DATASET EXTRACT:
--- Start ---

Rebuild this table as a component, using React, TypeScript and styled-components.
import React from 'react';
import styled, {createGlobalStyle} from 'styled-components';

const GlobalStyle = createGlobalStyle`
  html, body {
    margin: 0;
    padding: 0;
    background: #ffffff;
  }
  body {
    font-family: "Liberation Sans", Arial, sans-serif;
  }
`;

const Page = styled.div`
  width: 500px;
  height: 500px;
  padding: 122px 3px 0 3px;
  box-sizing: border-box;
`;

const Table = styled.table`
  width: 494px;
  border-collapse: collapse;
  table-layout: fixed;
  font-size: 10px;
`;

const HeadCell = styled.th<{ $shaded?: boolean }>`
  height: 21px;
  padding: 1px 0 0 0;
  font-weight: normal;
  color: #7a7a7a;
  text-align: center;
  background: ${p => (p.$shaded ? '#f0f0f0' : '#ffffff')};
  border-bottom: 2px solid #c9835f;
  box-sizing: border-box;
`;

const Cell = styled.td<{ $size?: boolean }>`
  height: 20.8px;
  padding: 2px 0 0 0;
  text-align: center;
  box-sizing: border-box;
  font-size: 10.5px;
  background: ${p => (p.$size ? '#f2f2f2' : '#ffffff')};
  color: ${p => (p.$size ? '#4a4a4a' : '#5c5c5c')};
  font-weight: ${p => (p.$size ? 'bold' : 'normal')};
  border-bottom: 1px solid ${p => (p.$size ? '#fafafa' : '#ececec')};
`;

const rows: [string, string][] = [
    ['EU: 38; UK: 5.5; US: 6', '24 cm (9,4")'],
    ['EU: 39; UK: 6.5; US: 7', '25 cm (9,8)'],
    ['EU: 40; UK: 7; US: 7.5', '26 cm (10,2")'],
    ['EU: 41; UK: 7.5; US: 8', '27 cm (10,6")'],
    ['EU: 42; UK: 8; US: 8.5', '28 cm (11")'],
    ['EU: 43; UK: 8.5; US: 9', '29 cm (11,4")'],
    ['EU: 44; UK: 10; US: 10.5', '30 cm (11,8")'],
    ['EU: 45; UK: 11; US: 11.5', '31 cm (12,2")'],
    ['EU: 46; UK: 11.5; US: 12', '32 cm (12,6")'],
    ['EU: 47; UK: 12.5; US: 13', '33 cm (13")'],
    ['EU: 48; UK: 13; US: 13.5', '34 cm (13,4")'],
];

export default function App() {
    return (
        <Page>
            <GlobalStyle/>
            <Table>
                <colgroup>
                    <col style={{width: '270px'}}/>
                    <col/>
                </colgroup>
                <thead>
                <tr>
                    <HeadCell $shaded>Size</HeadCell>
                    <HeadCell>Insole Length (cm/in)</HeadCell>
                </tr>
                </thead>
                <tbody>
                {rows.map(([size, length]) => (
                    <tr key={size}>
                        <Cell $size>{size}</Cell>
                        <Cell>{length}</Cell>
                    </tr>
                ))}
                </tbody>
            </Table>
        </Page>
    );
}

--- End ---

WHAT THIS TASK INVOLVES:
Copy every line verbatim.

ANSWER TO THE TASK:
Rebuild this table as a component, using React, TypeScript and styled-components.
import React from 'react';
import styled, {createGlobalStyle} from 'styled-components';

const GlobalStyle = createGlobalStyle`
  html, body {
    margin: 0;
    padding: 0;
    background: #ffffff;
  }
  body {
    font-family: "Liberation Sans", Arial, sans-serif;
  }
`;

const Page = styled.div`
  width: 500px;
  height: 500px;
  padding: 122px 3px 0 3px;
  box-sizing: border-box;
`;

const Table = styled.table`
  width: 494px;
  border-collapse: collapse;
  table-layout: fixed;
  font-size: 10px;
`;

const HeadCell = styled.th<{ $shaded?: boolean }>`
  height: 21px;
  padding: 1px 0 0 0;
  font-weight: normal;
  color: #7a7a7a;
  text-align: center;
  background: ${p => (p.$shaded ? '#f0f0f0' : '#ffffff')};
  border-bottom: 2px solid #c9835f;
  box-sizing: border-box;
`;

const Cell = styled.td<{ $size?: boolean }>`
  height: 20.8px;
  padding: 2px 0 0 0;
  text-align: center;
  box-sizing: border-box;
  font-size: 10.5px;
  background: ${p => (p.$size ? '#f2f2f2' : '#ffffff')};
  color: ${p => (p.$size ? '#4a4a4a' : '#5c5c5c')};
  font-weight: ${p => (p.$size ? 'bold' : 'normal')};
  border-bottom: 1px solid ${p => (p.$size ? '#fafafa' : '#ececec')};
`;

const rows: [string, string][] = [
    ['EU: 38; UK: 5.5; US: 6', '24 cm (9,4")'],
    ['EU: 39; UK: 6.5; US: 7', '25 cm (9,8)'],
    ['EU: 40; UK: 7; US: 7.5', '26 cm (10,2")'],
    ['EU: 41; UK: 7.5; US: 8', '27 cm (10,6")'],
    ['EU: 42; UK: 8; US: 8.5', '28 cm (11")'],
    ['EU: 43; UK: 8.5; US: 9', '29 cm (11,4")'],
    ['EU: 44; UK: 10; US: 10.5', '30 cm (11,8")'],
    ['EU: 45; UK: 11; US: 11.5', '31 cm (12,2")'],
    ['EU: 46; UK: 11.5; US: 12', '32 cm (12,6")'],
    ['EU: 47; UK: 12.5; US: 13', '33 cm (13")'],
    ['EU: 48; UK: 13; US: 13.5', '34 cm (13,4")'],
];

export default function App() {
    return (
        <Page>
            <GlobalStyle/>
            <Table>
                <colgroup>
                    <col style={{width: '270px'}}/>
                    <col/>
                </colgroup>
                <thead>
                <tr>
                    <HeadCell $shaded>Size</HeadCell>
                    <HeadCell>Insole Length (cm/in)</HeadCell>
                </tr>
                </thead>
                <tbody>
                {rows.map(([size, length]) => (
                    <tr key={size}>
                        <Cell $size>{size}</Cell>
                        <Cell>{length}</Cell>
                    </tr>
                ))}
                </tbody>
            </Table>
        </Page>
    );
}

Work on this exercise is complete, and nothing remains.